Thousands of workers went on strike in South Korea, while China cracked down on corporate corruption.

About 40,000 unionized workers at South Korea's top automaker, Hyundai Motor, went on a two-day strike last week to demand a wage increase of more than 10 percent and better working conditions.

Foreign investors say labor unrest is a big deterrent to doing business in South Korea. Jiwon Lim, an economist with investment bank J.P. Morgan, says strikes are common in South Korea, occurring almost every spring and summer.

Ms.

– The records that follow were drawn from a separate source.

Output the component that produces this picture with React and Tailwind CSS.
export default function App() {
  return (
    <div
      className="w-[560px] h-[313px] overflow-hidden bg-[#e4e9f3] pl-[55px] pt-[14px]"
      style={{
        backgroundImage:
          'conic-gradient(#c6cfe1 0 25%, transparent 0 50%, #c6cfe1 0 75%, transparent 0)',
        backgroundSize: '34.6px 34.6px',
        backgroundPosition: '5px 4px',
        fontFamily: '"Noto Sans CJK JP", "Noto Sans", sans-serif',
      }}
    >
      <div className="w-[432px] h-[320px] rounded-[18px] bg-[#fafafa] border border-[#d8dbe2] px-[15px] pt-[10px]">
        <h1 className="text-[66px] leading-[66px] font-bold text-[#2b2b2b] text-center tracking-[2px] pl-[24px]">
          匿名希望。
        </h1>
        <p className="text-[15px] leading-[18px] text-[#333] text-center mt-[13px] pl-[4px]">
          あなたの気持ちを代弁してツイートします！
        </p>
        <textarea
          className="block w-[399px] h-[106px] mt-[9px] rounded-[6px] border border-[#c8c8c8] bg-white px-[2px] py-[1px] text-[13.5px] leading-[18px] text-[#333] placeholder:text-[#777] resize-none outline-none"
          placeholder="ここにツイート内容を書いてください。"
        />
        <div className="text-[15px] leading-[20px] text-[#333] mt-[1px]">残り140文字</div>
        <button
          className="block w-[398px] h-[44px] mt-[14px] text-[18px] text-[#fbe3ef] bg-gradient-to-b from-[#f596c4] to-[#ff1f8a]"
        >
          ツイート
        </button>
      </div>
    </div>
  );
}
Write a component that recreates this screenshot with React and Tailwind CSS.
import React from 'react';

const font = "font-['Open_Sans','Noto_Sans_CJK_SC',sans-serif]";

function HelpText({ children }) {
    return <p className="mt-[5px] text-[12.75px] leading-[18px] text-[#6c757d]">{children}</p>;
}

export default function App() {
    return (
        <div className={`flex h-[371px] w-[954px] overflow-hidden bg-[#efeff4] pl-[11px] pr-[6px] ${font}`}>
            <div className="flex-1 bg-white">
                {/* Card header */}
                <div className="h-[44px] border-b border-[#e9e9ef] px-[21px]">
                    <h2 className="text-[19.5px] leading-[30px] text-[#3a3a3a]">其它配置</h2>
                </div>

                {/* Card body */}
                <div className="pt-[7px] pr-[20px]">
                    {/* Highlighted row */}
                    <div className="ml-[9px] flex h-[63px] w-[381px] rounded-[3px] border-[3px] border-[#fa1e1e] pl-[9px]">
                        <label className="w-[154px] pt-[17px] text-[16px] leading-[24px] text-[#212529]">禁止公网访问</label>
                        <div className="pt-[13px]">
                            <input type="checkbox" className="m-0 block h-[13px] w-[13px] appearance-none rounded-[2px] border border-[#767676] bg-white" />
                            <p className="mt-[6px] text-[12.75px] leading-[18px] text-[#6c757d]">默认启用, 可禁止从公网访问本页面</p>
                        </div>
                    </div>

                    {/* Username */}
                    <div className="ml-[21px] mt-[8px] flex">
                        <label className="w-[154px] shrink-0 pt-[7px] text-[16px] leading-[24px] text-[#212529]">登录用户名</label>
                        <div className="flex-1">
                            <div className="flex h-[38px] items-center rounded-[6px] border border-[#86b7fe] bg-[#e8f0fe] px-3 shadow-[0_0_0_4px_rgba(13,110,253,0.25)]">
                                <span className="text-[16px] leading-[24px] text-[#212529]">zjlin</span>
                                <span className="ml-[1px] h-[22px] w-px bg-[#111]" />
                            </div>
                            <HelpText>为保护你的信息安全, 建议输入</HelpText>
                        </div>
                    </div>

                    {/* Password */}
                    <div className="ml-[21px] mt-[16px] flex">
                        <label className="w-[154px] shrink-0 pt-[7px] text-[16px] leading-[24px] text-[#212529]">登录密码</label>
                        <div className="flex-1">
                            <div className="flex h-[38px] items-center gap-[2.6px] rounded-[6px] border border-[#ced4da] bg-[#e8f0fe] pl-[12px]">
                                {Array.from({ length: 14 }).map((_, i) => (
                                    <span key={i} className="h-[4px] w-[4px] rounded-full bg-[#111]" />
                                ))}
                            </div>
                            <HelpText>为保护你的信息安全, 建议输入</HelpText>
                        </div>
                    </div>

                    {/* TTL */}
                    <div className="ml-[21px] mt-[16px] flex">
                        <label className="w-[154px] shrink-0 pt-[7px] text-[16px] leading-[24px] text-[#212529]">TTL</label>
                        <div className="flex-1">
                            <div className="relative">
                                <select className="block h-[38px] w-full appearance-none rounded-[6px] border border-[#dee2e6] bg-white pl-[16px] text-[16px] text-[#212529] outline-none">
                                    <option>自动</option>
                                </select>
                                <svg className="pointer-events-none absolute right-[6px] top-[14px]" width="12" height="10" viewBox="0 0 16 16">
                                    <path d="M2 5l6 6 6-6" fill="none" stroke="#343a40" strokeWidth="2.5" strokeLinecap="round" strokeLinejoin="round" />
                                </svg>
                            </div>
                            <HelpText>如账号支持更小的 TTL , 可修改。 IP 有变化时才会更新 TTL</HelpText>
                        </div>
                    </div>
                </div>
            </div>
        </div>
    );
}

Lim warns, however, that the tendency of companies to give in to union demands could hurt the country's economy in the long run. "If the labor strike and negotiation outcome is labor-friendly?, the competitiveness of Korea will be eroded."

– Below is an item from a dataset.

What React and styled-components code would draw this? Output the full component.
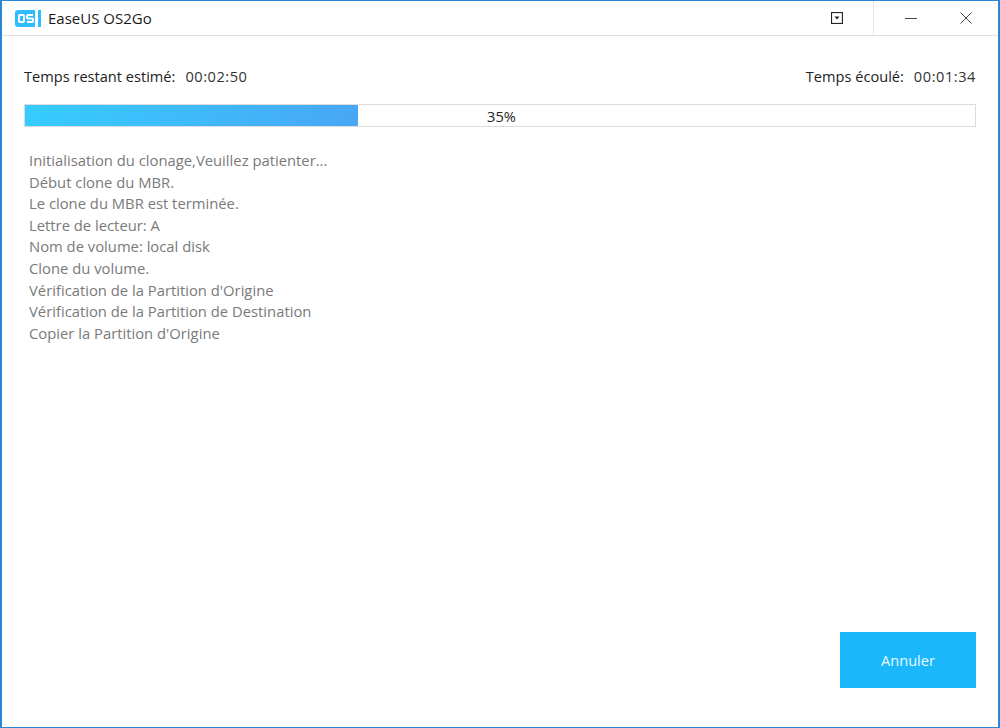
import styled, { createGlobalStyle } from "styled-components";

const Global = createGlobalStyle`
  html, body {
    margin: 0;
    padding: 0;
    background: #fff;
  }
  * {
    box-sizing: border-box;
  }
`;

const Win = styled.div`
  width: 1000px;
  height: 728px;
  display: flex;
  flex-direction: column;
  background: #fff;
  border: 1px solid #2b87d3;
  border-left-width: 2px;
  border-right-width: 2px;
  font-family: "Open Sans", "Noto Sans", sans-serif;
`;

const TitleBar = styled.div`
  height: 35px;
  flex: none;
  display: flex;
  align-items: center;
  padding: 0 15px 0 13px;
  border-bottom: 1px solid #e0e0e0;
`;

const Title = styled.div`
  flex: 1;
  margin-left: 7px;
  font-size: 15px;
  color: #1a1a1a;
`;

const WinBtn = styled.div`
  width: ${(p) => p.w}px;
  height: 34px;
  display: flex;
  align-items: center;
  justify-content: center;
  border-left: ${(p) => (p.sep ? "1px solid #e6e6e6" : "none")};
`;

const Body = styled.div`
  flex: 1;
  display: flex;
  flex-direction: column;
  padding: 30px 22px 39px 22px;
`;

const Times = styled.div`
  display: flex;
  justify-content: space-between;
  font-size: 14.6px;
  line-height: 20px;
  color: #222;
`;

const Time = styled.span`
  display: flex;
  gap: 10px;
`;

const Clock = styled.span`
  letter-spacing: 0.55px;
  color: #333;
`;

const Progress = styled.div`
  position: relative;
  height: 23px;
  margin-top: 18px;
  border: 1px solid #dcdcdc;
  background: #fff;
`;

const Fill = styled.div`
  height: 100%;
  background: linear-gradient(90deg, #36ccfd, #48a7f5);
`;

const Pct = styled.div`
  position: absolute;
  inset: 0;
  padding-left: 3px;
  display: flex;
  align-items: center;
  justify-content: center;
  font-size: 14.6px;
  color: #222;
`;

const Log = styled.div`
  flex: 1;
  padding: 23px 0 0 5px;
  font-size: 14.8px;
  line-height: 21.6px;
  color: #7a7a7a;
`;

const Footer = styled.div`
  display: flex;
  justify-content: flex-end;
`;

const Cancel = styled.button`
  width: 136px;
  height: 56px;
  border: none;
  background: #1ab8fb;
  color: #e8f8ff;
  font-family: inherit;
  font-size: 14.6px;
`;

const lines = [
  "Initialisation du clonage,Veuillez patienter...",
  "Début clone du MBR.",
  "Le clone du MBR est terminée.",
  "Lettre de lecteur: A",
  "Nom de volume: local disk",
  "Clone du volume.",
  "Vérification de la Partition d'Origine",
  "Vérification de la Partition de Destination",
  "Copier la Partition d'Origine",
];

function Logo() {
  return (
    <svg width="26" height="17" viewBox="0 0 26 17">
      <path d="M3 0h17v17H3a3 3 0 0 1-3-3V3a3 3 0 0 1 3-3z" fill="#2fbdfb" />
      <rect x="23" y="0" width="3" height="17" fill="#2fbdfb" />
      <path
        d="M5 5h3a1 1 0 0 1 1 1v5a1 1 0 0 1-1 1H5a1 1 0 0 1-1-1V6a1 1 0 0 1 1-1zM18 5h-5a1 1 0 0 0-1 1v1.5a1 1 0 0 0 1 1h4a1 1 0 0 1 1 1V11a1 1 0 0 1-1 1h-5"
        fill="none"
        stroke="#fff"
        strokeWidth="2"
      />
    </svg>
  );
}

export default function App() {
  return (
    <Win>
      <Global />
      <TitleBar>
        <Logo />
        <Title>EaseUS OS2Go</Title>
        <WinBtn w={72}>
          <svg width="12" height="12" viewBox="0 0 12 12">
            <rect x="0.5" y="0.5" width="11" height="11" fill="none" stroke="#222" strokeWidth="1.2" />
            <path d="M3.5 4.5h5L6 7.5z" fill="#222" />
          </svg>
        </WinBtn>
        <WinBtn w={75} sep>
          <svg width="12" height="12" viewBox="0 0 12 12">
            <path d="M0 6.5h12" stroke="#444" strokeWidth="1" />
          </svg>
        </WinBtn>
        <WinBtn w={35}>
          <svg width="12" height="12" viewBox="0 0 12 12">
            <path d="M0.5 0.5l11 11M11.5 0.5l-11 11" stroke="#444" strokeWidth="1" />
          </svg>
        </WinBtn>
      </TitleBar>
      <Body>
        <Times>
          <Time>
            Temps restant estimé:
            <Clock>00:02:50</Clock>
          </Time>
          <Time>
            Temps écoulé:
            <Clock>00:01:34</Clock>
          </Time>
        </Times>
        <Progress>
          <Fill style={{ width: "35%" }} />
          <Pct>35%</Pct>
        </Progress>
        <Log>
          {lines.map((l) => (
            <div key={l}>{l}</div>
          ))}
        </Log>
        <Footer>
          <Cancel>Annuler</Cancel>
        </Footer>
      </Body>
    </Win>
  );
}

Other companies in South Korea, including automaker Kia and top lender Koram Bank, also saw their workers strike last week.

South Korea's current account surplus hit a six-year high of almost $4 billion in May, up from just over $1 billion in April.

The growth came from exports of semiconductors and telecommunication devices. The current account measures trade in goods and services.

The fall-out is continuing in one of China's largest-ever corporate failures. A court sentenced the former general manager of bankrupt Guangdong International Trust and Investment, or GITIC, to 14 years in prison. Huang Yantian was found guilty of fraud and illegal investments that contributed to the trust's collapse.

GITIC's demise in the late 1990s was the first of many breakdowns in China's investment industry. Its collapse prompted reforms in corporate governance and risk management, but fraud and corruption in Chinese corporations are still frequently reported.

Southwest China's Sichuan Province will spend nearly $9 billion by 2005 to build new power generating plants in response to soaring demand for electricity.

The number of visitors to Singapore soared almost fourfold in May from the same month last year to nearly 700,000. It is a signal that the city-state's tourism sector has recovered from the outbreak of Severe Acute Respiratory Syndrome last year, which devastated tourism in Asia. Tourism accounts for about six percent of Singapore's $93 billion gross domestic product.